The relatively unknown Nabq Nature Reserve encompasses 600 square kilometres of coastline just north of the world-renown Sharm el-Sheikh area in Egypt. The coastal park fringes the Gulf of Aqaba and is a remarkable area for snorkelling and birding. The coral communities along this portion of the coast differ greatly from the reefs found in the waters off Sharm el-Sheikh.
The reserve is primarily a marine area teeming with exotic fish and rare corals. However, it does spill over into the interior, which is characterised by mountainous terrain and mangrove forests. Such varied topography gives rise to distinct and delicate ecosystems, which the reserve protects. Large congregations of gazelle can be spotted in the interior, and birdlife is in abundance in the mangrove forests.

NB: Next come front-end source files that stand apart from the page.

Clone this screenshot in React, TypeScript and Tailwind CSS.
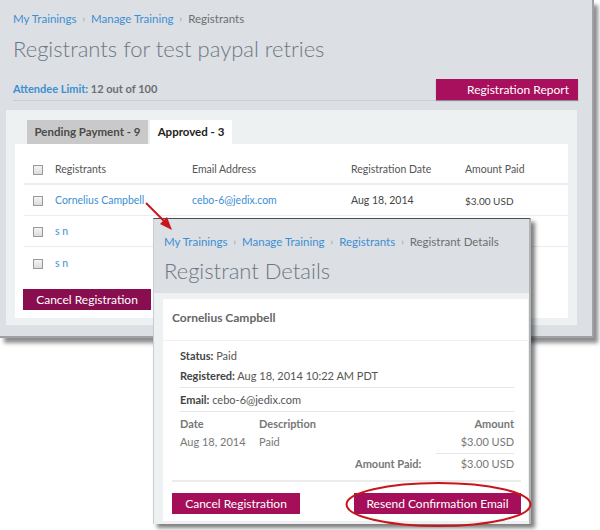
const font = "font-['Lato','Noto_Sans',sans-serif]";

function Crumbs(props: { links: string[]; current: string }) {
  return (
    <div className="flex h-[14px] items-center text-[11.5px] leading-[14px]">
      {props.links.map((l) => (
        <span key={l} className="flex items-center">
          <span className="text-[#3d8fd3]">{l}</span>
          <span className="mx-[6px] text-[9px] text-[#999]">›</span>
        </span>
      ))}
      <span className="text-[#6b6f73]">{props.current}</span>
    </div>
  );
}

function Box() {
  return <span className="inline-block h-[10px] w-[10px] border border-[#9a9a9a] bg-gradient-to-b from-[#f4f4f4] to-[#dcdcdc]" />;
}

const rows = [
  { name: "Cornelius Campbell", email: "cebo-6@jedix.com", date: "Aug 18, 2014", paid: "$3.00 USD" },
  { name: "s n", email: "", date: "", paid: "" },
  { name: "s n", email: "", date: "", paid: "" },
];

function BackWindow() {
  return (
    <div className="absolute left-0 top-0 h-[338px] w-[594px] border-r-2 border-b-2 border-[#9ea2a6] bg-[#dcdfe3] shadow-[4px_5px_4px_rgba(0,0,0,0.45)]">
      <div className="px-[13px] pt-[12px]">
        <Crumbs links={["My Trainings", "Manage Training"]} current="Registrants" />
        <h1 className="mt-[9px] text-[22px] font-light leading-[28px] text-[#6c7884]">Registrants for test paypal retries</h1>
        <div className="mt-[16px] flex h-[22px] items-start justify-between border-b border-[#c9ccd0]">
          <div className="mt-[3px] text-[11px] font-bold leading-[14px]">
            <span className="text-[#3d8fd3]">Attendee Limit:</span> <span className="text-[#6b6f73]">12 out of 100</span>
          </div>
          <button type="button" className="mr-px h-[21px] w-[142px] bg-[#a80f5c] pl-[22px] text-center text-[12px] text-white shadow-[0_1px_1px_rgba(0,0,0,0.3)]">
            Registration Report
          </button>
        </div>
        <div className="-ml-[7px] mt-[9px] w-[571px] bg-[#eef1f2] px-[9px] pb-[7px] pt-[10px]">
          <div className="ml-[12px] flex gap-[2px]">
            <div className="flex h-[24px] w-[121px] items-center justify-center bg-[#c9c9c9] text-[11.5px] font-bold text-[#4a4a4a]">Pending Payment - 9</div>
            <div className="flex h-[24px] w-[82px] items-center justify-center bg-white text-[11.5px] font-bold text-[#222]">Approved - 3</div>
          </div>
          <div className="h-[174px] bg-white pl-[9px] pt-[12px]">
            <div className="flex h-[29px] items-center border-b-2 border-[#ececec] text-[10.5px] text-[#555]">
              <div className="flex w-[31px] justify-end pr-[12px]"><Box /></div>
              <div className="w-[137px]">Registrants</div>
              <div className="w-[159px]">Email Address</div>
              <div className="w-[114px]">Registration Date</div>
              <div>Amount Paid</div>
            </div>
            {rows.map((r, i) => (
              <div key={i} className={`flex h-[31px] items-center pt-[2px] text-[10.5px] ${i < 2 ? "border-b border-[#ececec]" : ""}`}>
                <div className="flex w-[31px] justify-end pr-[12px]"><Box /></div>
                <div className="w-[137px] text-[#3d8fd3]">{r.name}</div>
                <div className="w-[159px] text-[#3d8fd3]">{r.email}</div>
                <div className="w-[114px] text-[#444]">{r.date}</div>
                <div className="text-[10px] text-[#444]">{r.paid}</div>
              </div>
            ))}
            <button type="button" className="-ml-px mt-[11px] h-[21px] w-[128px] bg-[#880e4f] text-[12px] text-white">Cancel Registration</button>
          </div>
        </div>
      </div>
    </div>
  );
}

function DetailWindow() {
  return (
    <div className="absolute left-[153px] top-[218px] flex h-[306px] w-[378px] flex-col border-t border-l border-t-[#4a4d52] border-l-[#c9ccd0] border-r-2 border-r-[#b0b3b6] bg-[#dcdfe3] shadow-[4px_4px_4px_rgba(0,0,0,0.5)]">
      <div className="pl-[10px] pt-[16px]">
        <Crumbs links={["My Trainings", "Manage Training", "Registrants"]} current="Registrant Details" />
        <h2 className="mt-[8px] pb-[8px] text-[22px] font-light leading-[28px] text-[#6c7884]">Registrant Details</h2>
      </div>
      <div className="flex-1 bg-[#eef1f2] pb-[3px] pl-[9px] pr-[1px] pt-[6px]">
        <div className="h-full bg-white">
          <div className="h-[42px] border-b border-[#f0f0f0] pl-[9px] pt-[12px] text-[12px] font-bold leading-[14px] text-[#666]">Cornelius Campbell</div>
          <div className="pl-[17px] pr-[14px] text-[11px] text-[#555]">
            <div className="mt-[6px] leading-[18px]"><b className="text-[#444]">Status:</b> Paid</div>
            <div className="mt-[2px] border-b border-[#e6e6e6] pb-[2px] leading-[18px]"><b className="text-[#444]">Registered:</b> Aug 18, 2014 10:22 AM PDT</div>
            <div className="border-b border-[#e6e6e6] pb-[2px] pt-[3px] leading-[18px]"><b className="text-[#444]">Email:</b> cebo-6@jedix.com</div>
            <div className="flex pt-[3px] font-bold leading-[18px] text-[#777]">
              <div className="w-[79px]">Date</div>
              <div className="flex-1">Description</div>
              <div>Amount</div>
            </div>
            <div className="flex leading-[18px] text-[#777]">
              <div className="w-[79px]">Aug 18, 2014</div>
              <div className="flex-1">Paid</div>
              <div>$3.00 USD</div>
            </div>
            <div className="ml-auto mt-[2px] w-[78px] border-t border-[#e6e6e6]" />
            <div className="flex pt-[2px] leading-[16px] text-[#777]">
              <div className="ml-[175px] font-bold">Amount Paid:</div>
              <div className="ml-auto">$3.00 USD</div>
            </div>
            <div className="-ml-[8px] -mr-[7px] mt-[8px] border-t-2 border-[#ececec]" />
            <div className="-ml-[8px] -mr-[7px] mt-[11px] flex justify-between">
              <button type="button" className="h-[21px] w-[128px] bg-[#a50f5a] text-[12px] text-white">Cancel Registration</button>
              <button type="button" className="h-[21px] w-[167px] bg-[#a50f5a] text-[12px] text-white">Resend Confirmation Email</button>
            </div>
          </div>
        </div>
      </div>
    </div>
  );
}

export default function App() {
  return (
    <div className={`relative h-[530px] w-[600px] overflow-hidden bg-white ${font}`}>
      <BackWindow />
      <DetailWindow />
      <svg className="pointer-events-none absolute left-0 top-0" width="600" height="530" viewBox="0 0 600 530">
        <line x1="146" y1="203" x2="165" y2="222" stroke="#c8161d" strokeWidth="2" />
        <polygon points="172,230 160,224 167,217" fill="#c8161d" />
        <ellipse cx="438.5" cy="504.5" rx="92" ry="21.5" fill="none" stroke="#c8161d" strokeWidth="2" />
      </svg>
    </div>
  );
}
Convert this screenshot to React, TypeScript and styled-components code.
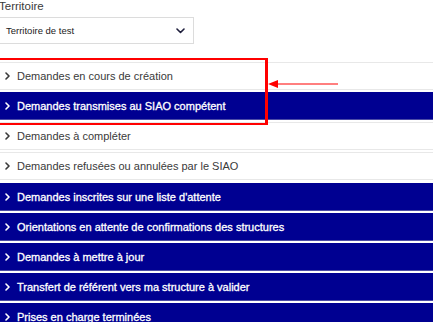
import React from "react";
import styled, { createGlobalStyle } from "styled-components";

const Global = createGlobalStyle`
  html, body { margin: 0; padding: 0; background: #fff; overflow: hidden; }
  body { font-family: "Liberation Sans", Arial, sans-serif; color: #3a3a3a; }
`;

const Page = styled.div`
  position: relative;
  width: 450px;
  margin-left: -3px;
`;

const Field = styled.div`
  display: flex;
  flex-direction: column;
  padding-left: 2px;
`;

const Label = styled.label`
  font-size: 11.5px;
  line-height: 14px;
  color: #3a3a3a;
  margin-top: -1px;
`;

const Select = styled.div`
  margin-top: 4px;
  width: 195px;
  height: 27px;
  box-sizing: border-box;
  border: 1px solid #dcdcdc;
  display: flex;
  align-items: center;
  justify-content: space-between;
  padding: 0 8px 0 6px;
  font-size: 9.5px;
  color: #222;
`;

const List = styled.div`
  margin-top: 18px;
  display: flex;
  flex-direction: column;
  gap: 2.15px;
`;

const Item = styled.div<{ $active?: boolean }>`
  height: 28px;
  box-sizing: border-box;
  display: flex;
  align-items: center;
  gap: 7px;
  padding-left: 8px;
  font-size: 11px;
  color: ${(p) => (p.$active ? "#fff" : "#3a3a3a")};
  -webkit-text-stroke: ${(p) => (p.$active ? "0.3px #fff" : "0")};
  background: ${(p) => (p.$active ? "#000091" : "#fff")};
  border-top: 1px solid ${(p) => (p.$active ? "#000091" : "#e8e8e8")};
  border-bottom: 1px solid ${(p) => (p.$active ? "#4b4ba6" : "#e8e8e8")};
`;

const Highlight = styled.div`
  position: absolute;
  left: -4px;
  top: 58px;
  width: 275px;
  height: 67px;
  box-sizing: border-box;
  border: 2px solid #ff0000;
  border-right-width: 3px;
  pointer-events: none;
`;

const Arrow = styled.svg`
  position: absolute;
  left: 271px;
  top: 79px;
  overflow: visible;
`;

const Chevron = ({ color }: { color: string }) => (
  <svg width="5" height="8" viewBox="0 0 5 8">
    <path d="M1 1 L4 4 L1 7" fill="none" stroke={color} strokeWidth="1.6" strokeLinecap="round" strokeLinejoin="round" />
  </svg>
);

const ChevronDown = () => (
  <svg width="9" height="6" viewBox="0 0 9 6">
    <path d="M1 1 L4.5 4.5 L8 1" fill="none" stroke="#1e1e3c" strokeWidth="1.6" strokeLinecap="round" strokeLinejoin="round" />
  </svg>
);

const items: { label: string; active: boolean }[] = [
  { label: "Demandes en cours de création", active: false },
  { label: "Demandes transmises au SIAO compétent", active: true },
  { label: "Demandes à compléter", active: false },
  { label: "Demandes refusées ou annulées par le SIAO", active: false },
  { label: "Demandes inscrites sur une liste d'attente", active: true },
  { label: "Orientations en attente de confirmations des structures", active: true },
  { label: "Demandes à mettre à jour", active: true },
  { label: "Transfert de référent vers ma structure à valider", active: true },
  { label: "Prises en charge terminées", active: true },
];

export default function App() {
  return (
    <Page>
      <Global />
      <Field>
        <Label>Territoire</Label>
        <Select>
          <span>Territoire de test</span>
          <ChevronDown />
        </Select>
      </Field>
      <List>
        {items.map((it) => (
          <Item key={it.label} $active={it.active}>
            <Chevron color={it.active ? "#fff" : "#3a3a3a"} />
            <span>{it.label}</span>
          </Item>
        ))}
      </List>
      <Highlight />
      <Arrow width="70" height="10" viewBox="0 0 70 10">
        <polygon points="0,5 10,1 10,9" fill="#ff0000" />
        <line x1="9" y1="5" x2="70" y2="5" stroke="#ff0000" strokeWidth="1.2" />
      </Arrow>
    </Page>
  );
}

The nature reserve is easily accessible—the majority of visitors stay in the resort town of Sharm el-Sheikh, which has an international airport. Sharm el-Sheikh is only 35 kilometres from Nabq Nature Reserve.
The Sinai Peninsula’s most dense concentration of gazelle is found in Nabq Nature Reserve in the inland areas. There are other mammals in this region, which include ibex—confined to the mountain regions—camels, deer and fox. Rock hyraxes are also commonly spotted.
There’s prolific birdlife in the region, with eagles dominating the skies over dry land and a range of shorebirds on the coast. The mangrove forests provide the perfect habitat for spoonbills, herons and the white-eyed gull, endemic to the Red Sea region.
A few of the marine animals include sea turtles, whale sharks, hammerheads, Hawksbill and green turtles.
June to August is brutally hot in the desert and is the peak summer season. The ideal time to visit is from May or October when the weather cools down. Even though the temperatures are cooler, it's still a desert climate, which means Egypt is warm year-round.
Spring is from March to May and is also a good time for visitors. The sea temperatures are warm during this period, which means marine life comes close to the surface. Both snorkelers and those on boat safaris can spot marine animals - visibility is also best during this season.
The natural diversity of this reserve lends itself to all sorts of outdoor pursuits, the most popular being snorkelling and diving adventures. During the spring, visibility is 100%, and big marine animals come close to the surface.
Snorkelling and diving expeditions are commonplace. This part of the reserve is home to a rainbow of corals and fish that differ from the dive sites closer to Sharm el-Sheikh. Boat trips are popular with visitors who want a more surface level marine excursion.
Private tours to go birdwatching in the mangrove forests can be arranged, and so can hiking and walking tours. Local guides will introduce visitors to the Bedouin communities, where they can sample homemade cuisine and teas. The reserve is home to a myriad of mountain biking trails, a unique experience that allows visitors to cover plenty of ground. Biking is ideal for spotting birds and other wildlife.
A few resorts and beach hotels line the coast from Sharm el-Sheikh to Nabq Nature Reserve. Most visitors choose to stay in the coastal hub of Sharm el-Sheikh, where international hotel brands and resorts are in abundance. The resorts all have swimming pools, bar areas and a choice of room types. This area is geared towards tourism.